According to The Hollywood Reporter, former WWE Tag Team Champion Rene “Dupree” Goguen has filed a lawsuit against WWE over royalties and how they should be paid when content airs on the WWE Network.

The lawsuit, aiming to represent those who signed booking contracts for the WWE and other professional wrestling outfits between 1980 to the present, asserts breach of contract, breach of fiduciary duty, unjust enrichment and a violation of the Connecticut Unfair Trade Practices Act, with millions of dollars in alleged damages being sought. Clinton Krislov and Brenden Leydon are the attorneys representing the plaintiffs.

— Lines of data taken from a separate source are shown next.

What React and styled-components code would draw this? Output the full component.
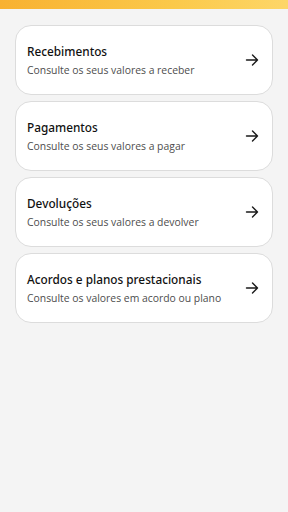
import React from 'react';
import styled, { createGlobalStyle } from 'styled-components';

const GlobalStyle = createGlobalStyle`
    html, body {
        margin: 0;
        padding: 0;
        background: #f4f4f4;
        font-family: 'Open Sans', 'Noto Sans', sans-serif;
    }
`;

const Page = styled.div`
    min-height: 512px;
    background: #f4f4f4;
`;

const TopBar = styled.div`
    height: 9px;
    background: linear-gradient(90deg, #f8b131 0%, #fbc94a 60%, #fdd668 100%);
`;

const List = styled.div`
    display: flex;
    flex-direction: column;
    gap: 6px;
    padding: 16px 15px 0 15px;
`;

const Card = styled.div`
    height: 70px;
    box-sizing: border-box;
    background: #ffffff;
    border: 1px solid #dcdcdc;
    border-radius: 16px;
    display: flex;
    align-items: center;
    justify-content: space-between;
    padding: 0 13px 0 11px;
`;

const Texts = styled.div`
    display: flex;
    flex-direction: column;
    gap: 4px;
`;

const Title = styled.div`
    font-family: 'Noto Sans', 'Open Sans', sans-serif;
    font-size: 11.8px;
    font-weight: 500;
    color: #111111;
    line-height: 16px;
`;

const Subtitle = styled.div`
    font-size: 10.4px;
    color: #4d4d4d;
    line-height: 14px;
`;

const Arrow = () => (
    <svg width="14" height="14" viewBox="0 0 14 14" fill="none" stroke="#1a1a1a" strokeWidth="1.4" strokeLinecap="round" strokeLinejoin="round">
        <path d="M1.5 7h11M7.5 2l5 5-5 5" />
    </svg>
);

const items = [
    { title: 'Recebimentos', sub: 'Consulte os seus valores a receber' },
    { title: 'Pagamentos', sub: 'Consulte os seus valores a pagar' },
    { title: 'Devoluções', sub: 'Consulte os seus valores a devolver' },
    { title: 'Acordos e planos prestacionais', sub: 'Consulte os valores em acordo ou plano' },
];

const App = () => {
    return (
        <Page>
            <GlobalStyle />
            <TopBar />
            <List>
                {items.map((it) => (
                    <Card key={it.title}>
                        <Texts>
                            <Title>{it.title}</Title>
                            <Subtitle>{it.sub}</Subtitle>
                        </Texts>
                        <Arrow />
                    </Card>
                ))}
            </List>
        </Page>
    );
};

export default App;
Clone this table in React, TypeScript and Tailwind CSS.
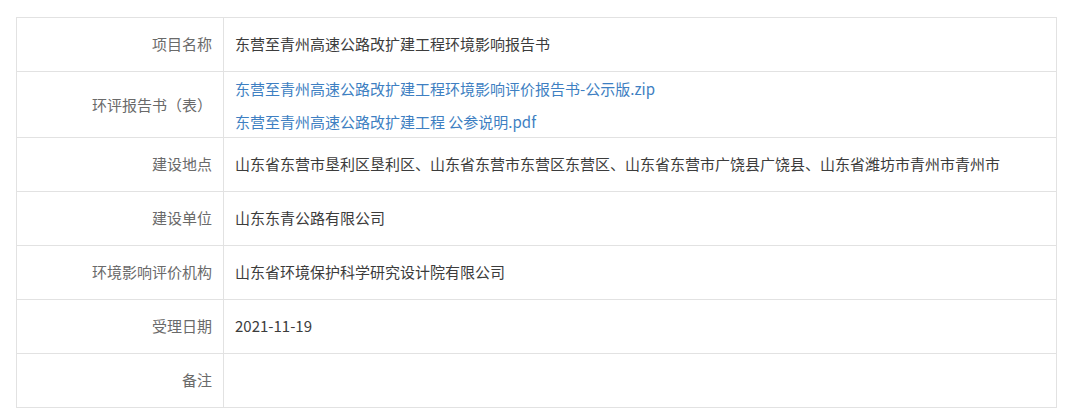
const rows: { label: string; value?: string; links?: string[]; tall?: boolean }[] = [
  { label: "项目名称", value: "东营至青州高速公路改扩建工程环境影响报告书" },
  {
    label: "环评报告书（表）",
    links: ["东营至青州高速公路改扩建工程环境影响评价报告书-公示版.zip", "东营至青州高速公路改扩建工程 公参说明.pdf"],
    tall: true,
  },
  { label: "建设地点", value: "山东省东营市垦利区垦利区、山东省东营市东营区东营区、山东省东营市广饶县广饶县、山东省潍坊市青州市青州市" },
  { label: "建设单位", value: "山东东青公路有限公司" },
  { label: "环境影响评价机构", value: "山东省环境保护科学研究设计院有限公司" },
  { label: "受理日期", value: "2021-11-19" },
  { label: "备注", value: "" },
];

export default function App() {
  return (
    <div className="w-[1080px] h-[418px] bg-white pt-[17px] pl-[16px] font-['Noto_Sans_CJK_SC',sans-serif] text-[15px]">
      <div className="w-[1041px] border-t border-l border-[#e2e2e2]">
        {rows.map((r) => (
          <div key={r.label} className={`grid grid-cols-[207px_1fr] border-b border-[#e2e2e2] ${r.tall ? "h-[66px]" : "h-[54px]"}`}>
            <div className="flex items-center justify-end pr-[11px] text-[#6a6a6a] border-r border-[#e2e2e2]">
              {r.label}
            </div>
            <div className="flex flex-col justify-center pl-[11px] border-r border-[#e2e2e2] text-[#3c3c3c]">
              {r.links ? (
                r.links.map((l) => (
                  <a key={l} href="#" className="leading-[33px] text-[#3e7fc2]">
                    {l}
                  </a>
                ))
              ) : (
                <span>{r.value}</span>
              )}
            </div>
          </div>
        ))}
      </div>
    </div>
  );
}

The lawsuit was filed in a Connecticut Federal court yesterday, and Goguen has requested that the “booking contract” he signed in 2003, which gave WWE ownership of using his likeness and made it their intellectual property, be interpreted to include payment for “technology not yet created.”  This is similar to a claim Jesse Ventura made years ago when he sued WWE for using his likeness on products that had not been created at the time that the footage was recorded, such as videotapes. Ventura won that case.

While WWE did not comment on the case attorney Jerry McDevitt told the Hollywood Reporter that the problem with this lawsuit is that Goguen signed a contract in 2011 that destroys his ability to bring these types of claims.